The Louds from the landmark PBS documentary An American Family

Things get a lot less serious after An American Family, especially with America’s Funniest Home Videos (which, incredibly, is still on the air), and Cops (which, incredibly, is still on the air). But the reality era really kicked off from 1990-2000 with the MTV series The Real World, which featured hot young people stuck in a house. That was followed by the most important and successful reality series of them all, Survivor, in 2000. I vividly recall watching Survivor with my sons, and yelling at the TV when villainous Richard Hatch won that first season.

Survivor led to Big Brother and The Bachelor and The Apprentice, which made Donald Trump a star and can truly be said to have changed history. Of the major reality shows, only The Amazing Race is barely mentioned, which leads me to believe it is a scandal-free production. This makes me happy, because The Amazing Race is my only reality show habit, the only such show I can watch without feeling dirty.

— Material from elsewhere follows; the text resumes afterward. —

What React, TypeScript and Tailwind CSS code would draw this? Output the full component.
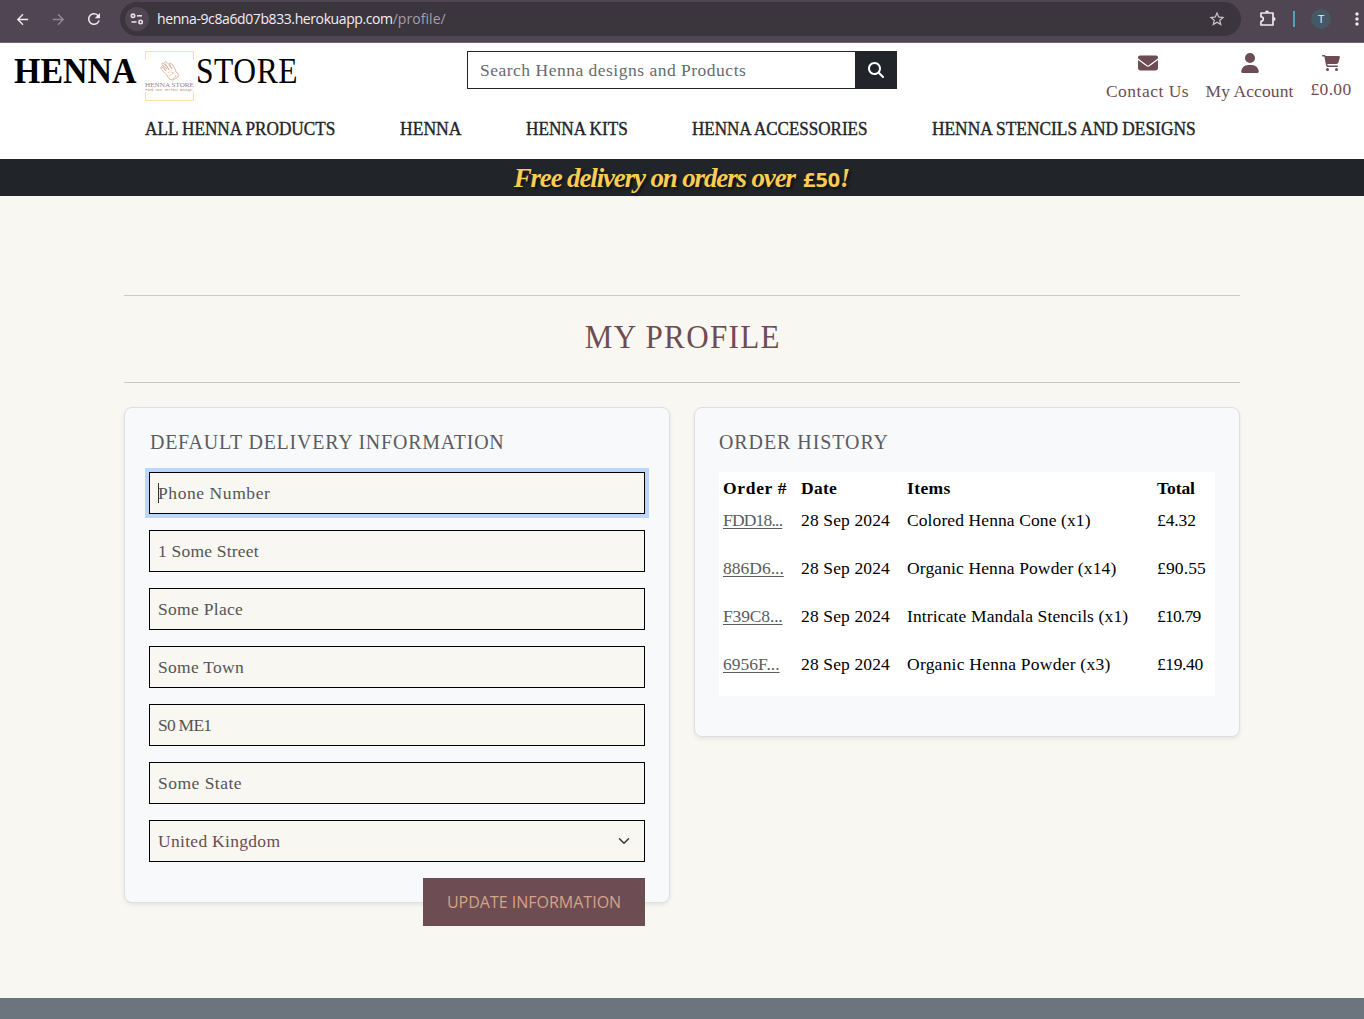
import React from "react";
import { FaEnvelope, FaUser, FaCartShopping, FaMagnifyingGlass } from "react-icons/fa6";
import { MdArrowBack, MdArrowForward, MdRefresh, MdStarBorder, MdMoreVert } from "react-icons/md";

const navItems = [
  { label: "ALL HENNA PRODUCTS", box: "w-[255px]", fit: "scale-x-[0.904]" },
  { label: "HENNA", box: "w-[126px]", fit: "scale-x-[0.925]" },
  { label: "HENNA KITS", box: "w-[166px]", fit: "scale-x-[0.905]" },
  { label: "HENNA ACCESSORIES", box: "w-[240px]", fit: "scale-x-[0.896]" },
  { label: "HENNA STENCILS AND DESIGNS", box: "w-[264px]", fit: "scale-x-[0.913]" },
];

const fields = [
  { value: "1 Some Street", tracking: "tracking-[0.2px]" },
  { value: "Some Place", tracking: "tracking-[0.3px]" },
  { value: "Some Town", tracking: "tracking-[0.28px]" },
  { value: "S0 ME1", tracking: "tracking-[-0.75px]" },
  { value: "Some State", tracking: "tracking-[0.48px]" },
];

const orders = [
  { id: "FDD18...", idFit: "tracking-[-0.8px]", items: "Colored Henna Cone (x1)", itemsFit: "tracking-[0.1px]", total: "£4.32", totalFit: "tracking-[-0.1px]" },
  { id: "886D6...", idFit: "tracking-[0px]", items: "Organic Henna Powder (x14)", itemsFit: "tracking-[0.12px]", total: "£90.55", totalFit: "tracking-[0.15px]" },
  { id: "F39C8...", idFit: "tracking-[-0.15px]", items: "Intricate Mandala Stencils (x1)", itemsFit: "tracking-[0.13px]", total: "£10.79", totalFit: "tracking-[-0.8px]" },
  { id: "6956F...", idFit: "tracking-[0.02px]", items: "Organic Henna Powder (x3)", itemsFit: "tracking-[0.24px]", total: "£19.40", totalFit: "tracking-[-0.4px]" },
];

const inputStyle =
  "block h-[42px] w-full border border-black bg-[#f8f7f2] px-2 text-[17.5px] text-[#555] outline-none placeholder:text-[#555] placeholder:opacity-100";

function TuneIcon() {
  return (
    <svg viewBox="0 0 14 12" className="h-3 w-[14px]" fill="none" stroke="#e6e0e8" strokeWidth="1.6">
      <circle cx="3" cy="2.8" r="1.7" />
      <path d="M7 2.8h5" />
      <circle cx="10.6" cy="9" r="1.7" />
      <path d="M1.5 9h5" />
    </svg>
  );
}

function PuzzleIcon() {
  return (
    <svg viewBox="0 0 18 18" className="mb-0.5 ml-[18px] size-[18px]">
      <path d="M2 4h12v12H2v-3.6a2.3 2.3 0 0 0 0-4.6z" fill="none" stroke="currentColor" strokeWidth="1.7" strokeLinejoin="round" />
      <path d="M6 3.5a2 2 0 0 1 4 0zM14.5 8a2 2 0 0 1 0 4z" fill="currentColor" />
    </svg>
  );
}

function BrowserBar() {
  return (
    <div className="flex h-[43px] items-start border-b border-[#716578] bg-[#504552] text-[#eee8f0]">
      <div className="flex h-[38px] w-[120px] shrink-0 items-center gap-[19px] pl-[14px]">
        <MdArrowBack className="size-[17px]" />
        <MdArrowForward className="size-[17px] text-[#938896]" />
        <MdRefresh className="-ml-px size-[18px]" />
      </div>
      <div className="mt-0.5 flex h-[34px] w-[1121px] shrink-0 items-center rounded-full bg-[#3b353d] pl-[5px]">
        <div className="flex size-6 items-center justify-center rounded-full bg-[#504552]">
          <TuneIcon />
        </div>
        <p className="ml-2 grow whitespace-nowrap pb-0.5 font-['Open_Sans',sans-serif] text-[14px] tracking-[-0.4px] text-[#f2edf3]">
          henna-9c8a6d07b833.herokuapp.com<span className="tracking-[0.05px] text-[#a79eaa]">/profile/</span>
        </p>
        <MdStarBorder className="mr-[15px] size-[18px] text-[#cdc6cf]" />
      </div>
      <div className="flex h-[38px] shrink-0 items-center">
        <PuzzleIcon />
        <div className="ml-4 h-4 w-0.5 bg-[#5b9fb5]" />
        <div className="ml-4 flex size-5 items-center justify-center rounded-full bg-[#445963] font-['Liberation_Sans',sans-serif] text-[11px]">
          T
        </div>
        <MdMoreVert className="ml-4 size-[20px]" />
      </div>
    </div>
  );
}

function Logo() {
  return (
    <svg viewBox="0 0 50 50" className="size-[50px] overflow-visible" fill="none">
      <path d="M.5 9V.5h48V9M.5 41v8.5h48V41" stroke="#f8dfa0" />
      <g stroke="#d3a48c" strokeWidth=".8">
        <path d="M22 24c-3-2-7-7-6-8 1-.8 4 3 5 4-2-4-5-7-4-8s5 4 7 7c-2-4-5-7-4-8 2-1 5 4 7 7-2-3-3-6-2-6 2 0 5 5 6 9 2 1 3 3 2 5l-5 3c-3 0-5-2-6-5z" />
        <path d="M23 22l4-3M24 25l6-4M28 28l4-4M20 16l2 2M24 14l2 2M27 21l1 2M30 25h1M18 14l3 4" strokeDasharray="1 .7" />
      </g>
      <text x="0" y="35.5" textLength="49" lengthAdjust="spacingAndGlyphs" fontFamily="Liberation Serif, serif" fontSize="7" fill="#94828b">HENNA STORE</text>
      <text x=".5" y="39.5" textLength="48" lengthAdjust="spacingAndGlyphs" fontFamily="Liberation Mono, monospace" fontSize="3.6" fill="#98894f">Find Your Perfect Design.</text>
    </svg>
  );
}

function Header() {
  return (
    <header className="h-[116px] bg-white">
      <div className="flex h-[66px] items-start">
        <div className="flex w-[467px] shrink-0 items-start pl-[14px] text-[35px] leading-[40px] text-black">
          <span className="mt-[9px] w-[131px] origin-left scale-x-[0.97] whitespace-nowrap font-bold">HENNA</span>
          <div className="mt-2 w-[50px] shrink-0"><Logo /></div>
          <span className="mt-[9px] origin-left scale-x-[0.9] whitespace-nowrap pl-px tracking-[0.7px]">STORE</span>
        </div>
        <form className="mt-2 flex h-[38px] w-[430px] shrink-0">
          <input
            placeholder="Search Henna designs and Products"
            className="w-[388px] border border-r-0 border-[#212529] bg-white px-3 text-[17.5px] tracking-[0.5px] outline-none placeholder:text-[#666b70] placeholder:opacity-100"
          />
          <button type="button" className="flex w-[42px] items-center justify-center bg-[#212529] text-white">
            <FaMagnifyingGlass className="size-4" />
          </button>
        </form>
        <div className="flex grow items-start justify-end whitespace-nowrap pr-3 text-[17.5px] leading-6 text-[#6d4c53]">
          <a className="mr-4 mt-2 flex w-[83px] flex-col items-center">
            <FaEnvelope className="mt-[2px] size-5" />
            <span className="mt-[6px] tracking-[0.5px]">Contact Us</span>
          </a>
          <a className="mr-4 mt-2 flex w-[89px] flex-col items-center">
            <FaUser className="mt-[2px] size-5" />
            <span className="mt-[6px] tracking-[0.1px]">My Account</span>
          </a>
          <a className="mt-2 flex w-[42px] flex-col items-center">
            <FaCartShopping className="mt-[3px] size-[18px]" />
            <span className="mt-[5px] tracking-[0.35px]">£0.00</span>
          </a>
        </div>
      </div>
      <nav className="flex pl-[145px] pt-[8px] text-[19px] leading-6 text-[#212529] [-webkit-text-stroke:0.4px_#212529]">
        {navItems.map((n) => (
          <div key={n.label} className={`${n.box} shrink-0`}>
            <a className={`inline-block origin-left whitespace-nowrap ${n.fit}`}>{n.label}</a>
          </div>
        ))}
      </nav>
    </header>
  );
}

function DeliveryBanner() {
  return (
    <div className="flex h-[37px] items-center justify-center bg-[#212529]">
      <p className="mt-0.5 flex h-[37px] items-baseline whitespace-nowrap text-[27px] font-bold italic leading-[37px] text-[#fbcb52] [text-shadow:2px_2px_3px_rgba(0,0,0,0.6)]">
        <span className="tracking-[-1.15px]">Free delivery on orders over</span>
        <span className="ml-2 inline-block w-[37px] origin-left scale-x-[1.14] font-['Open_Sans',sans-serif] text-[19px] not-italic">£50</span>
        <span>!</span>
      </p>
    </div>
  );
}

function DeliveryCard() {
  return (
    <section className="h-[496px] w-[546px] rounded-lg border border-[#dbdfe8] bg-[#f8f9fb] px-6 pt-[22px] shadow-[0_2px_4px_rgba(0,0,0,0.075)]">
      <h2 className="origin-left scale-x-[0.95] whitespace-nowrap pl-px text-[21px] leading-6 tracking-[0.83px] text-[#5b5c60]">DEFAULT DELIVERY INFORMATION</h2>
      <form className="mt-[18px] flex flex-col gap-4">
        <div className="relative ring-4 ring-[#bbd6fa]">
          <input placeholder="Phone Number" className={`${inputStyle} tracking-[0.58px]`} />
          <span className="absolute left-[9px] top-[11px] h-5 w-px bg-[#333]" />
        </div>
        {fields.map((f) => (
          <input key={f.value} defaultValue={f.value} className={`${inputStyle} ${f.tracking}`} />
        ))}
        <button type="button" className={`${inputStyle} flex! items-center justify-between pr-[14px]! text-[#6d4c53]! tracking-[0.3px]`}>
          United Kingdom
          <svg viewBox="0 0 16 16" className="size-3" fill="none" stroke="#343a40" strokeWidth="2" strokeLinecap="round" strokeLinejoin="round">
            <path d="m2 5 6 6 6-6" />
          </svg>
        </button>
        <button type="button" className="h-12 w-[222px] self-end whitespace-nowrap bg-[#6d4c53] font-['Open_Sans',sans-serif] text-[16px] text-[#d6a384]">
          UPDATE INFORMATION
        </button>
      </form>
    </section>
  );
}

function OrderCard() {
  return (
    <section className="h-[330px] w-[546px] rounded-lg border border-[#dbdfe8] bg-[#f8f9fb] px-6 pt-[22px] shadow-[0_2px_4px_rgba(0,0,0,0.075)]">
      <h2 className="origin-left scale-x-[0.95] text-[21px] leading-6 tracking-[1px] text-[#5b5c60]">ORDER HISTORY</h2>
      <div className="mt-[18px] h-56 bg-white text-[17.5px] leading-6 text-black">
        <div className="grid h-8 grid-cols-[78px_106px_250px_1fr] items-start whitespace-nowrap pl-1 pt-1 font-bold">
          <span className="tracking-[0.68px]">Order #</span>
          <span className="tracking-[0.3px]">Date</span>
          <span className="tracking-[0.4px]">Items</span>
          <span className="tracking-[-0.08px]">Total</span>
        </div>
        {orders.map((o) => (
          <div key={o.id} className="grid h-12 grid-cols-[78px_106px_250px_1fr] items-start whitespace-nowrap pl-1 pt-1">
            <span><a className={`text-[#5b5c60] underline underline-offset-2 ${o.idFit}`}>{o.id}</a></span>
            <span className="tracking-[0.13px]">28 Sep 2024</span>
            <span className={o.itemsFit}>{o.items}</span>
            <span className={o.totalFit}>{o.total}</span>
          </div>
        ))}
      </div>
    </section>
  );
}

export default function App() {
  return (
    <div className="flex h-[1019px] w-[1364px] flex-col overflow-hidden bg-[#f8f7f2] font-['Liberation_Serif',serif]">
      <BrowserBar />
      <Header />
      <DeliveryBanner />
      <main className="mx-auto w-[1116px] grow pt-[99px]">
        <div className="flex h-[88px] justify-center border-y border-[#cbcac6] pt-5">
          <h1 className="origin-center scale-x-[0.9] whitespace-nowrap pl-0.5 text-[34.5px] leading-10 tracking-[1.5px] text-[#6d4c53]">MY PROFILE</h1>
        </div>
        <div className="mt-6 flex items-start justify-between">
          <DeliveryCard />
          <OrderCard />
        </div>
      </main>
      <footer className="h-[21px] shrink-0 bg-[#6c757d]" />
    </div>
  );
}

Nussbaum talked to more than 300 people for this opus, from underpaid and overworked behind-the-scenes people to former stars, many of whom were traumatized by the experience. The behind-the-curtain stuff about reality TV is fascinating, with producers shamelessly manipulating its (mostly) willing stars. She cites examples of rampant fraud, like stitched-together audio clips, called Frankenbites, that make participants say things they didn’t really say. There is a lot of dirt in Cue the Sun!

If you’re a fan of reality TV, you should read Cue the Sun! Or, if you love Big Brother or Survivor or The Bachelor, maybe you shouldn’t. Reality might be too depressing.